In June 2011 Mr Ames sold his shares for £333,200. He did not include any gain in his self-assessment because he understood that the gain was exempt from capital gains tax (CGT) under the EIS rules.

Following an enquiry, HMRC determined that Mr Ames was only entitled to the exemption from CGT if he had obtained EIS income tax relief on the acquisition of the shares and as he had not done so, he was liable for CGT on the gain. Accordingly, HMRC issued an assessment for a tax liability of over £72,000. Mr Ames appealed, however the First-Tier Tribunal (FTT) found against him.

Mr Ames also wanted to make a late claim for EIS income tax relief but, given that any claim for EIS income tax relief needs to be made not later than the 5th anniversary of the 31st January following the year of assessment, the crucial date for him was 31 January 2011. In fact Mr Ames made his claim in October 2012.

Generally speaking, HMRC has discretion to allow a late claim if a taxpayer has a reasonable excuse for failing to make the claim before the statutory deadline. In this case, however, HMRC did not accept that Mr Ames had a reasonable excuse and so refused to accept the late claim.

Mr Ames then took his case to the Upper Tribunal. The Upper Tribunal (UT) upheld the FTT decision that CGT relief on disposal of EIS shares will not apply unless there had been an income tax relief claim when the investment was first made. However, the UT heard that the decision-making process by HMRC as a result of which it declined to allow a late claim for income tax relief was flawed. HMRC did not properly apply the guidance on when and how it should exercise its discretion. The Guidance Note SACM10040 specifically states that there may be exceptional cases which are not covered by specific guidance relating to particular claims or elections where it may still be unreasonable for HMRC to refuse a late claim or election.

In Mr Ames’ case the exceptional circumstances included the fact that he had almost no income in the relevant tax year and therefore claiming relief would result in no income tax relief being in fact obtained. It would be a pure formality in order to preserve his entitlement in principle in the future to CGT exemption.

The UT accepted that it was perfectly reasonable and understandable for Mr Ames to believe that, given his very small income, he did not have to make a claim for relief. There is in fact no guidance dealing specifically with such unusual circumstances.

Given Mr Ames’ minimal income in that year and the fact that it’s not just a question of a claim but actual relief against income tax that was required in order to benefit from CGT exemption, to achieve that, Mr Ames would have had to waive in whole or in part his personal allowance. This, again, is not dealt with in any guidance.

The UT accepted that the legislation has created an anomaly for investors with taxable income below the personal allowance. In such circumstances the argument presented by HMRC that misunderstanding of legislation or guidance does not justify that a late claim was considered to be too inflexible and a mechanical approach. For this reason, the Upper Tribunal quashed HMRC’s decision from 2015 and remitted it back to HMRC for reconsideration.

Clearly Mr Ames was not a typical EIS investor, namely someone with relatively high income on which relief against income tax is sought in the first place.

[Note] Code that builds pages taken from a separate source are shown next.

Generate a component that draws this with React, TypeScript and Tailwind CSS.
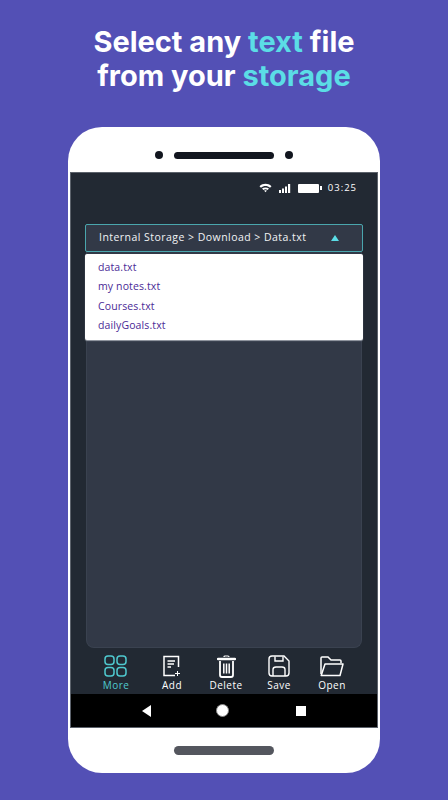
import React from "react";

const files = ["data.txt", "my notes.txt", "Courses.txt", "dailyGoals.txt"];

const StatusIcons = () => (
  <div className="flex items-center justify-end h-[30px] shrink-0 pr-[20px] text-white text-[9.5px] font-medium tracking-[1px]">
    {/* wifi */}
    <svg width="13" height="10" viewBox="0 0 13 10" className="mr-[7px]">
      <path d="M0.5 3.2 C4 0 9 0 12.5 3.2 L11 4.8 C8.3 2.5 4.7 2.5 2 4.8 Z" fill="white" />
      <path d="M3 5.6 C5 4 8 4 10 5.6 L8.6 7 C7.4 6.1 5.6 6.1 4.4 7 Z" fill="white" />
      <path d="M5.2 7.8 C6 7.2 7 7.2 7.8 7.8 L6.5 9.2 Z" fill="white" />
    </svg>
    {/* signal */}
    <svg width="12" height="9" viewBox="0 0 12 9" className="mr-[7px]">
      <rect x="0" y="6" width="2" height="3" fill="#fff" />
      <rect x="3" y="4.5" width="2" height="4.5" fill="#fff" />
      <rect x="6" y="2.5" width="2" height="6.5" fill="#fff" />
      <rect x="9" y="0" width="2.2" height="9" fill="#fff" />
    </svg>
    {/* battery */}
    <div className="w-[21px] h-[9px] bg-white rounded-[1px]"></div>
    <div className="w-[2px] h-[4px] bg-white mr-[6px] ml-[1px]"></div>
    <span>03:25</span>
  </div>
);

const BottomItem = ({
  label,
  active,
  className,
  children,
}: {
  label: string;
  active?: boolean;
  className?: string;
  children: React.ReactNode;
}) => (
  <div className={`flex flex-col items-center w-[53px] ${active ? "text-[#4fc9cf]" : "text-white"} ${className ?? ""}`}>
    <div className="h-[24px] flex items-center justify-center">{children}</div>
    <span className="text-[10px] leading-[12px] mt-[1px] tracking-[0.5px] font-medium">{label}</span>
  </div>
);

const App = () => {
  return (
    <div className="w-[448px] h-[800px] overflow-hidden bg-[#5350b5] flex flex-col items-center font-['Open_Sans',sans-serif]">
      {/* headline */}
      <h1 className="mt-[25px] text-center text-white text-[29px] leading-[34px] font-bold font-['Inter',sans-serif]">
        Select any <span className="text-[#5bdde6]">text</span> file
        <br />
        from your <span className="text-[#5bdde6]">storage</span>
      </h1>

      {/* phone */}
      <div className="mt-[34px] w-[312px] h-[646px] bg-white rounded-[34px] px-[3px] flex flex-col shrink-0">
        {/* speaker */}
        <div className="h-[46px] pt-[10px] flex items-center justify-center gap-[11px] shrink-0">
          <div className="w-[8px] h-[8px] rounded-full bg-[#12161f]"></div>
          <div className="w-[100px] h-[7px] rounded-full bg-[#12161f]"></div>
          <div className="w-[8px] h-[8px] rounded-full bg-[#12161f]"></div>
        </div>

        {/* screen */}
        <div className="h-[554px] shrink-0 bg-[#222933] flex flex-col shadow-[0_0_0_1px_#5c626b]">
          <StatusIcons />

          <div className="relative mt-[21px] mx-[14px] shrink-0">
            {/* dropdown header */}
            <div className="h-[28px] bg-[#323947] border border-[#4aa6ad] rounded-[2px] flex items-center justify-between pl-[13px] pr-[23px] text-[#f1f3f5] text-[10.5px] font-medium tracking-[0.46px]">
              <span>Internal Storage &gt; Download &gt; Data.txt</span>
              <svg width="8" height="6" viewBox="0 0 8 6">
                <path d="M4 0 L8 6 L0 6 Z" fill="#5bdde6" />
              </svg>
            </div>

            {/* dropdown menu */}
            <div className="absolute top-[30px] left-0 right-0 h-[86px] z-10 bg-white rounded-[2px] pt-[4px] pl-[13px] shadow-[0_1px_1px_#9a9fa8]">
              {files.map((f) => (
                <div key={f} className="h-[19.5px] flex items-center text-[#4a2a96] text-[10.5px] tracking-[0.12px]">
                  {f}
                </div>
              ))}
            </div>

            {/* editor panel */}
            <div className="mx-[1px] h-[396px] bg-[#323947] border border-[#3a4250] border-t-0 rounded-b-[8px]"></div>
          </div>

          {/* bottom toolbar */}
          <div className="h-[40px] mt-[6px] shrink-0 flex pl-[18.5px] items-start">
            <BottomItem label="More" active>
              <svg width="24" height="22" viewBox="0 0 24 22" fill="none" stroke="#4fc9cf" strokeWidth="1.5">
                <rect x="1" y="1" width="9" height="8.5" rx="3" />
                <rect x="13" y="1" width="9" height="8.5" rx="3" />
                <rect x="1" y="12.5" width="9" height="8.5" rx="3" />
                <rect x="13" y="12.5" width="9" height="8.5" rx="3" />
              </svg>
            </BottomItem>
            <BottomItem label="Add" className="ml-[3px]">
              <svg width="18" height="22" viewBox="0 0 18 22" fill="none" stroke="white" strokeWidth="1.5">
                <path d="M15.5 12 V1.5 H1 V20.5 H12" />
                <path d="M4.5 6 H12 M4.5 9 H11 M4.5 12 H8" strokeWidth="1.3" />
                <path d="M14.5 16 V21 M12 18.5 H17" strokeWidth="1" />
              </svg>
            </BottomItem>
            <BottomItem label="Delete" className="ml-[1px]">
              <svg width="19" height="23" viewBox="0 0 19 23" fill="none" stroke="white">
                <path d="M7 2 Q7 1 8 1 H11 Q12 1 12 2" strokeWidth="1.2" />
                <path d="M1 4 H18" strokeWidth="2.4" strokeLinecap="round" />
                <path d="M3 6 V20 Q3 22 5 22 H14 Q16 22 16 20 V6" strokeWidth="1.8" />
                <path d="M6.8 8.5 V18.5 M9.5 8.5 V18.5 M12.2 8.5 V18.5" strokeWidth="1.5" />
              </svg>
            </BottomItem>
            <BottomItem label="Save">
              <svg width="22" height="22" viewBox="0 0 22 22" fill="none" stroke="white" strokeWidth="1.4">
                <path d="M4 1 H16 L21 6 V18 Q21 21 18 21 H4 Q1 21 1 18 V4 Q1 1 4 1 Z" />
                <path d="M7 1.5 V6 H15 V1.5" />
                <path d="M5 21 V14.5 Q5 12 8 12 H14 Q17 12 17 14.5 V21" />
              </svg>
            </BottomItem>
            <BottomItem label="Open">
              <svg width="24" height="21" viewBox="0 0 24 21" fill="none" stroke="white" strokeWidth="1.5">
                <path d="M1 18 V2 Q1 1 2 1 H8 L11 4 H20 Q21 4 21 5 V7" />
                <path d="M1.2 19.5 H20 L23 8 H5 L1.2 19.5 Z" strokeLinejoin="round" />
              </svg>
            </BottomItem>
          </div>

          {/* nav bar */}
          <div className="h-[33px] shrink-0 bg-black flex items-center pl-[71px]">
            <svg width="9" height="12" viewBox="0 0 9 12">
              <path d="M9 0 V12 L0 6 Z" fill="white" />
            </svg>
            <div className="ml-[65px] w-[13px] h-[13px] rounded-full bg-white border border-[#888]"></div>
            <div className="ml-[67px] w-[10px] h-[10px] bg-white"></div>
          </div>
        </div>

        {/* home pill */}
        <div className="flex-1 flex items-center justify-center">
          <div className="w-[100px] h-[9px] rounded-full bg-[#54565e]"></div>
        </div>
      </div>
    </div>
  );
};

export default App;
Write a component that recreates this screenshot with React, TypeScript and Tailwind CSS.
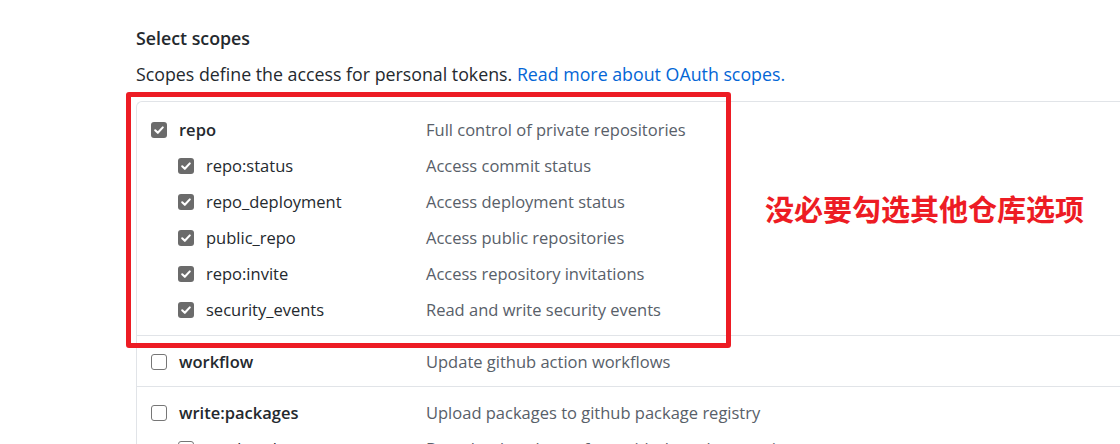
import React from "react";

const Check = ({ checked }: { checked: boolean }) =>
  checked ? (
    <span className="flex h-4 w-4 shrink-0 items-center justify-center rounded-[3px] bg-[#6b6b6b]">
      <svg width="12" height="12" viewBox="0 0 12 12" fill="none">
        <path d="M2.2 6.3 4.8 8.8 9.8 3.4" stroke="#fff" strokeWidth="2.1" strokeLinecap="round" strokeLinejoin="round" />
      </svg>
    </span>
  ) : (
    <span className="block h-4 w-4 shrink-0 rounded-[3px] border border-[#767676] bg-white" />
  );

type Row = { name: string; desc: string; sub?: boolean; checked: boolean; parent?: boolean };

const RowView = ({ r }: { r: Row }) => (
  <div className="flex h-[36px] items-center">
    <div className={`flex w-[289px] shrink-0 items-center gap-[12px] ${r.sub ? "pl-[41px]" : "pl-[14px]"}`}>
      <Check checked={r.checked} />
      <span className={`text-[16.5px] text-[#24292e] ${r.parent ? "font-semibold" : ""}`}>{r.name}</span>
    </div>
    <div className="text-[16.5px] text-[#586069]">{r.desc}</div>
  </div>
);

export default function App() {
  const group1: Row[] = [
    { name: "repo", desc: "Full control of private repositories", checked: true, parent: true },
    { name: "repo:status", desc: "Access commit status", checked: true, sub: true },
    { name: "repo_deployment", desc: "Access deployment status", checked: true, sub: true },
    { name: "public_repo", desc: "Access public repositories", checked: true, sub: true },
    { name: "repo:invite", desc: "Access repository invitations", checked: true, sub: true },
    { name: "security_events", desc: "Read and write security events", checked: true, sub: true },
  ];
  return (
    <div className="relative h-[444px] w-[1120px] overflow-hidden bg-white font-['Open_Sans',sans-serif] leading-6">
      <div className="pl-[136px] pt-[26px]">
        <h3 className="text-[17.8px] font-semibold text-[#24292e]">Select scopes</h3>
        <p className="mt-[12px] text-[17.8px] text-[#24292e]">
          Scopes define the access for personal tokens.{" "}
          <a className="text-[#0366d6]">Read more about OAuth scopes.</a>
        </p>
        <div className="mt-[15px] w-[1200px] rounded-tl-md border-l border-t border-[#e1e4e8]">
          <div className="border-b border-[#e1e4e8] pt-[10px] pb-[7px]">
            {group1.map((r) => (
              <RowView key={r.name} r={r} />
            ))}
          </div>
          <div className="border-b border-[#e1e4e8] pt-[8px] pb-[6px]">
            <RowView r={{ name: "workflow", desc: "Update github action workflows", checked: false, parent: true }} />
          </div>
          <div className="pt-[8px]">
            <RowView r={{ name: "write:packages", desc: "Upload packages to github package registry", checked: false, parent: true }} />
            <RowView r={{ name: "read:packages", desc: "Download packages from github package registry", checked: false, sub: true }} />
          </div>
        </div>
      </div>
      <div className="absolute left-[126px] top-[92px] h-[256px] w-[605px] rounded-[3px] border-[5px] border-[#ed1c24]" />
      <div className="absolute left-[765px] top-[193px] font-['Noto_Sans_CJK_SC',sans-serif] text-[29px] font-bold leading-[30px] text-[#ed1c24]">
        没必要勾选其他仓库选项
      </div>
    </div>
  );
}
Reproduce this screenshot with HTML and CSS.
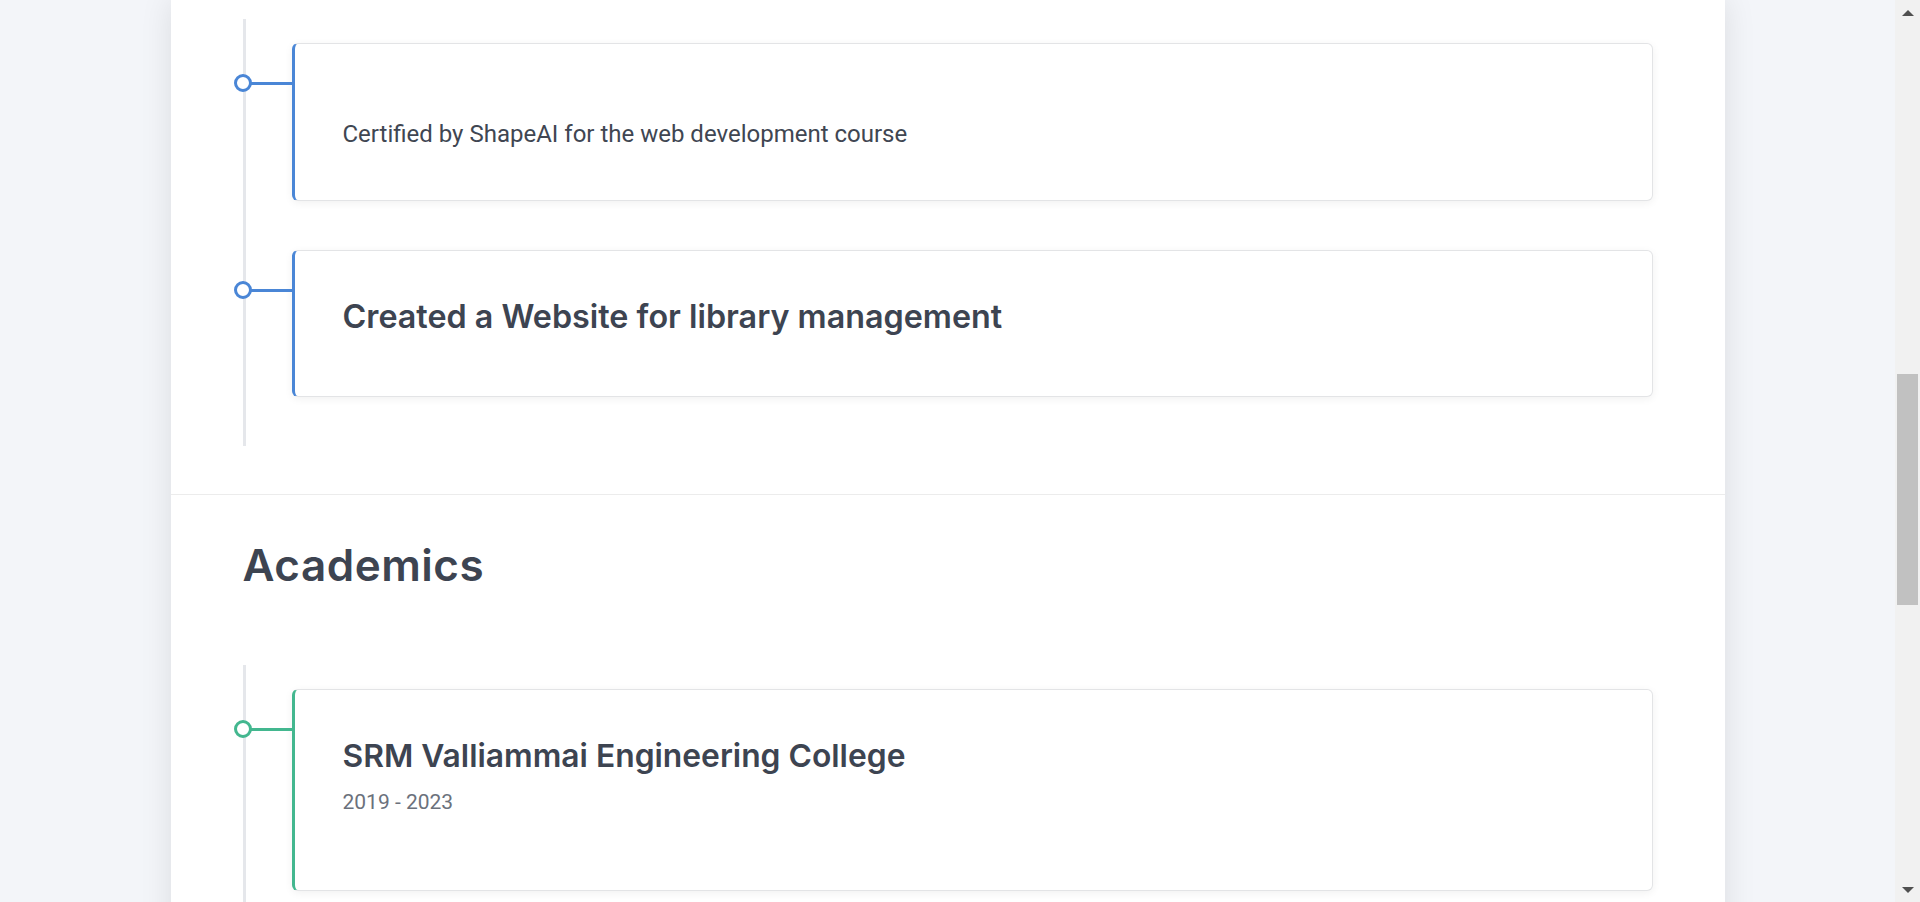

But this is not the first case where the highly technical EIS rules have come under scrutiny.

Whilst the legislation appears to be clear in that in order to benefit from CGT relief on disposal of the EIS shares there must first be an income tax relief, there is no logical reason why the two reliefs need to be linked. In fact, given that one of the objectives of the EIS reliefs is to increase private investments in the type of businesses which are covered by EIS rules, it seems odd that the CGT relief needs to be linked to the income tax relief. Given the Upper Tribunal’s critical assessment of HMRC’s decision making process when considering a late claim for the income tax relief, it is hoped that HMRC will reconsider and allow Mr Ames' late claim.

The case illustrates how important it is for the investor to be familiar with all the rules relevant to EIS investments before committing themselves.